§ **Aim of the task**
Report only the number of lines in this material that include "component".

§ **Stored records**

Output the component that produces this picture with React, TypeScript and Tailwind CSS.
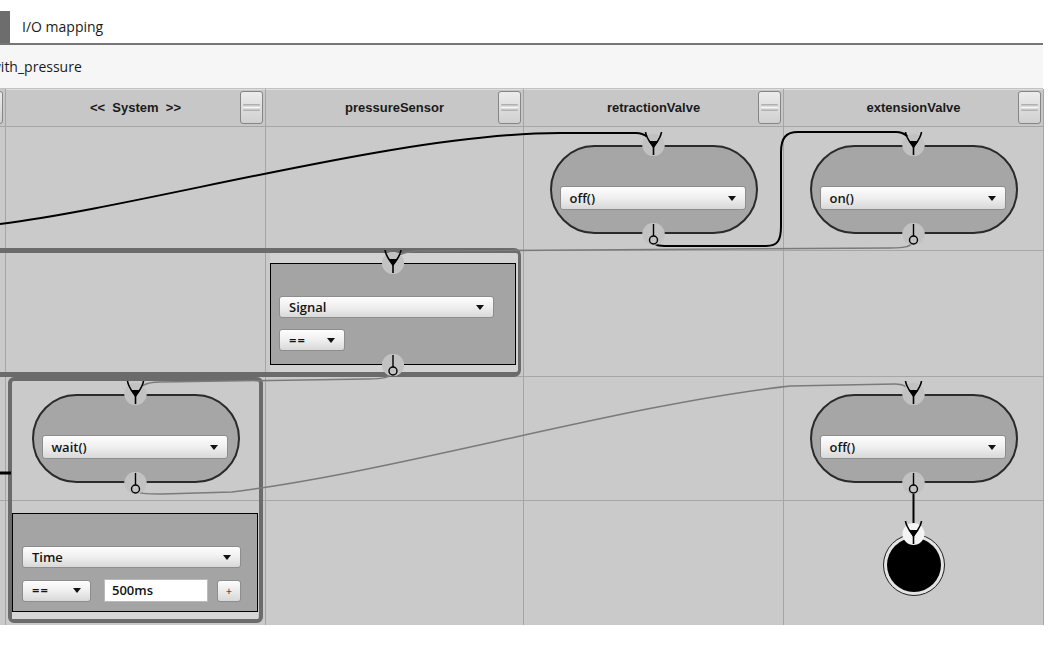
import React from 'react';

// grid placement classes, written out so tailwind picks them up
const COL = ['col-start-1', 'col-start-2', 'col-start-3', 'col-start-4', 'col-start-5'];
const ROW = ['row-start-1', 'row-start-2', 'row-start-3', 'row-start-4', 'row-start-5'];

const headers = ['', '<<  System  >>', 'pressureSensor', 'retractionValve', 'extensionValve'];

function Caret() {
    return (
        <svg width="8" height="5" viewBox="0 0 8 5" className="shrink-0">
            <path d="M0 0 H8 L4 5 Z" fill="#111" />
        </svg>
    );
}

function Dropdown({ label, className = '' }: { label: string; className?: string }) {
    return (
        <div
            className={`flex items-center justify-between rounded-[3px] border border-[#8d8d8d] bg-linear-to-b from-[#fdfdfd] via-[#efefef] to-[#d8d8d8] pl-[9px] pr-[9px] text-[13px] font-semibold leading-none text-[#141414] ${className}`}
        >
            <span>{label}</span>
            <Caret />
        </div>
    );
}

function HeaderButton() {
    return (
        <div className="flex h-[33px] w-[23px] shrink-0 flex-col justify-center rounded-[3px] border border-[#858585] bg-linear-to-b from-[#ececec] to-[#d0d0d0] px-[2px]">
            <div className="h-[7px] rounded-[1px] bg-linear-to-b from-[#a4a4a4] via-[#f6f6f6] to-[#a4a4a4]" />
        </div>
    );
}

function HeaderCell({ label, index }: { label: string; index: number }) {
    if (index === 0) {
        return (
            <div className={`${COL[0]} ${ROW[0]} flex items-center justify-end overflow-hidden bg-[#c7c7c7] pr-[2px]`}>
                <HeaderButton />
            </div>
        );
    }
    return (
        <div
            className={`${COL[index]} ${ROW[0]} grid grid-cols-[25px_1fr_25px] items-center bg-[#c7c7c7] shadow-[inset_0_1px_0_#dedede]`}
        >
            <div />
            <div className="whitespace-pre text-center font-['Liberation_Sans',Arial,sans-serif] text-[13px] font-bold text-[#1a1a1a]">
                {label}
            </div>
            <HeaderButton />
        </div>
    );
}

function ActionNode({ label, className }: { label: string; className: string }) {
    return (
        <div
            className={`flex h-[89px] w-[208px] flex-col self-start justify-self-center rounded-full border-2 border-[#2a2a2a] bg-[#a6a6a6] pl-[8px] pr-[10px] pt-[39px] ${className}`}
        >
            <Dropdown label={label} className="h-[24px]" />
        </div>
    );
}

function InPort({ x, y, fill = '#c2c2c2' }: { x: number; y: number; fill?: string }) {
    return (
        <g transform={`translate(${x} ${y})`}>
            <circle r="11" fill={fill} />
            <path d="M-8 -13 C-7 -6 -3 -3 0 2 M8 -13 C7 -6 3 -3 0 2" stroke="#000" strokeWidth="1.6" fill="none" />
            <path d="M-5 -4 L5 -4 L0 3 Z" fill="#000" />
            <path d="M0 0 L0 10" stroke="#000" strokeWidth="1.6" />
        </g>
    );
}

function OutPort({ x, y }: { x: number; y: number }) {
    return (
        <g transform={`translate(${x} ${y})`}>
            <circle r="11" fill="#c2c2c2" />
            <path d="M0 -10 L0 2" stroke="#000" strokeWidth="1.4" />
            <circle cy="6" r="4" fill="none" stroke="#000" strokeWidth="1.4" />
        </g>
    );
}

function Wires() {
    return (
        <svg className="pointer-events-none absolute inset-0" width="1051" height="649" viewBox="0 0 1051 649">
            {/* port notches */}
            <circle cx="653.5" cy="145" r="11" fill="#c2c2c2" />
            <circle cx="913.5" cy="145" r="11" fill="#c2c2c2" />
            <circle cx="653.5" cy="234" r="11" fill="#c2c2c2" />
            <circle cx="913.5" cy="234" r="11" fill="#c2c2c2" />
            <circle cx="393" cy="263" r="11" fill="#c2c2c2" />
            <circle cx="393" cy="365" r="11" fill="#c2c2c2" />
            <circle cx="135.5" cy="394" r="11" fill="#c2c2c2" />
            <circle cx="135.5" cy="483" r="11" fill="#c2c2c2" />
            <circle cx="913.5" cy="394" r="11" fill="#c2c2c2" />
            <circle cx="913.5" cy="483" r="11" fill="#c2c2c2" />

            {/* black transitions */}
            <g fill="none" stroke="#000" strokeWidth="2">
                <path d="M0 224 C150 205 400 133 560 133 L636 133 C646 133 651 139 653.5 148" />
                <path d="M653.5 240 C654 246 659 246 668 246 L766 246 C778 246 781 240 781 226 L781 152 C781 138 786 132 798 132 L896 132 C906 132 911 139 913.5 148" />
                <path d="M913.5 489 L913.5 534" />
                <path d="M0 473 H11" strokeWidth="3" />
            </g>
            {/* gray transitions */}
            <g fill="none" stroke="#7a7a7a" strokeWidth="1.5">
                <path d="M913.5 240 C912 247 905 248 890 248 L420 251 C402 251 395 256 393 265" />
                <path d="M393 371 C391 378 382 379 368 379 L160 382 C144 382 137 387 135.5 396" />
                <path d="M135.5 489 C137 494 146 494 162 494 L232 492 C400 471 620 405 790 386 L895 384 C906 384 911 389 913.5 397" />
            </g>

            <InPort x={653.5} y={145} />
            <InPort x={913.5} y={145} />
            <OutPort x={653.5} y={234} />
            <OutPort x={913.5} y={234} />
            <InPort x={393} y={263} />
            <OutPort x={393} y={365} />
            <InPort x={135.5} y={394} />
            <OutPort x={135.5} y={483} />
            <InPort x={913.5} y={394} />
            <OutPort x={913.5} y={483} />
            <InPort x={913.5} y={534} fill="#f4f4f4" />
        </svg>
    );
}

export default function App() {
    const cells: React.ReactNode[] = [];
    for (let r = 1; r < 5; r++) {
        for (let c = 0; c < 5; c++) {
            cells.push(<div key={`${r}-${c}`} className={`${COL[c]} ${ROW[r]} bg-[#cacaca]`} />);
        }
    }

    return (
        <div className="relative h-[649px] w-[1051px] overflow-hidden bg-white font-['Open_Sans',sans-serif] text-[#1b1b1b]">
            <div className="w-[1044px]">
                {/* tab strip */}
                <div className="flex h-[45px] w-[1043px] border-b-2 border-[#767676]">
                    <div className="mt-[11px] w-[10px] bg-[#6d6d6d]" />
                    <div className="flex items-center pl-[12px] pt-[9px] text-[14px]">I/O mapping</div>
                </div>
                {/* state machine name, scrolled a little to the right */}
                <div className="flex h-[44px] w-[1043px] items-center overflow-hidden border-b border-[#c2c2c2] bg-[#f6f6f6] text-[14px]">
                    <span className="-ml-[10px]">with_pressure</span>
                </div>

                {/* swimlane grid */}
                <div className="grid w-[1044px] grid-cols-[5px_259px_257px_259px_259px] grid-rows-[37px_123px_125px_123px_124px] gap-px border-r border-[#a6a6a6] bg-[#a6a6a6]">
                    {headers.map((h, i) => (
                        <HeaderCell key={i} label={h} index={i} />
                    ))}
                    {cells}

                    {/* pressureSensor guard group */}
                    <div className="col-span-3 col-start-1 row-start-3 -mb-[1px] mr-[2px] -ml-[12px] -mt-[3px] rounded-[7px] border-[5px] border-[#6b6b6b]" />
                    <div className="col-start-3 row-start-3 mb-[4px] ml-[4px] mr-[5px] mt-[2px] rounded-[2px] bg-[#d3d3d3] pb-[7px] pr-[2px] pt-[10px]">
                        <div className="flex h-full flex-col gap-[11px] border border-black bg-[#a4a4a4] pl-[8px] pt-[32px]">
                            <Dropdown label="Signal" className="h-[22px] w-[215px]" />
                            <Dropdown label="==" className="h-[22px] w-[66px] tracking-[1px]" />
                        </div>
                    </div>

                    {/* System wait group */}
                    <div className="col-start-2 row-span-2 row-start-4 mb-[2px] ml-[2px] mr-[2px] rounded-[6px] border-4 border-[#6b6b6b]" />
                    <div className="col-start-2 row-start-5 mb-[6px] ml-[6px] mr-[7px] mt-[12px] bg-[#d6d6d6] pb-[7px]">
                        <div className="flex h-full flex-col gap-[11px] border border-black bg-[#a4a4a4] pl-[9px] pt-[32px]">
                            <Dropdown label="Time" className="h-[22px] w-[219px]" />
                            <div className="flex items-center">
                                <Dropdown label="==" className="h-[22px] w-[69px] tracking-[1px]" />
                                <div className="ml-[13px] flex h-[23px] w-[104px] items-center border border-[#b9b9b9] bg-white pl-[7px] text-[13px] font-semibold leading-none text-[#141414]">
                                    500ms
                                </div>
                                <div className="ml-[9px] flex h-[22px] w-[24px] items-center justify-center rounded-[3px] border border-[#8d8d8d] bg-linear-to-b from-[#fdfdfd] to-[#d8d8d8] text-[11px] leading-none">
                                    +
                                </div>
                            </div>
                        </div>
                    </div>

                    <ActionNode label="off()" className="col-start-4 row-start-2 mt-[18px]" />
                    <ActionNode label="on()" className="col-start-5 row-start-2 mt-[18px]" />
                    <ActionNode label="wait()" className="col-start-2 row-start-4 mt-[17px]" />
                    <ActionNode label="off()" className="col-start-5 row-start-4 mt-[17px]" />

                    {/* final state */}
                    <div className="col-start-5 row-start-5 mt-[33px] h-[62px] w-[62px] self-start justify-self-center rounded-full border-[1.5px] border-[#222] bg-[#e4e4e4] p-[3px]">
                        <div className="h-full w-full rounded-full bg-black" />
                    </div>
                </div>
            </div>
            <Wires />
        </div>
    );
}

==

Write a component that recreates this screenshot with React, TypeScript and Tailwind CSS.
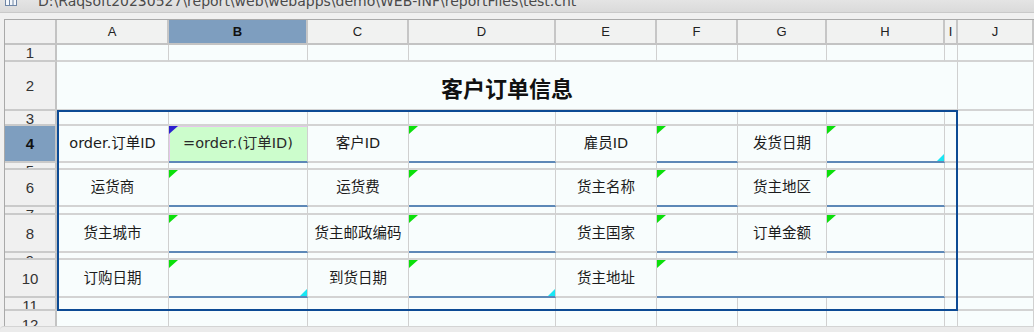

§ **Answer below**
2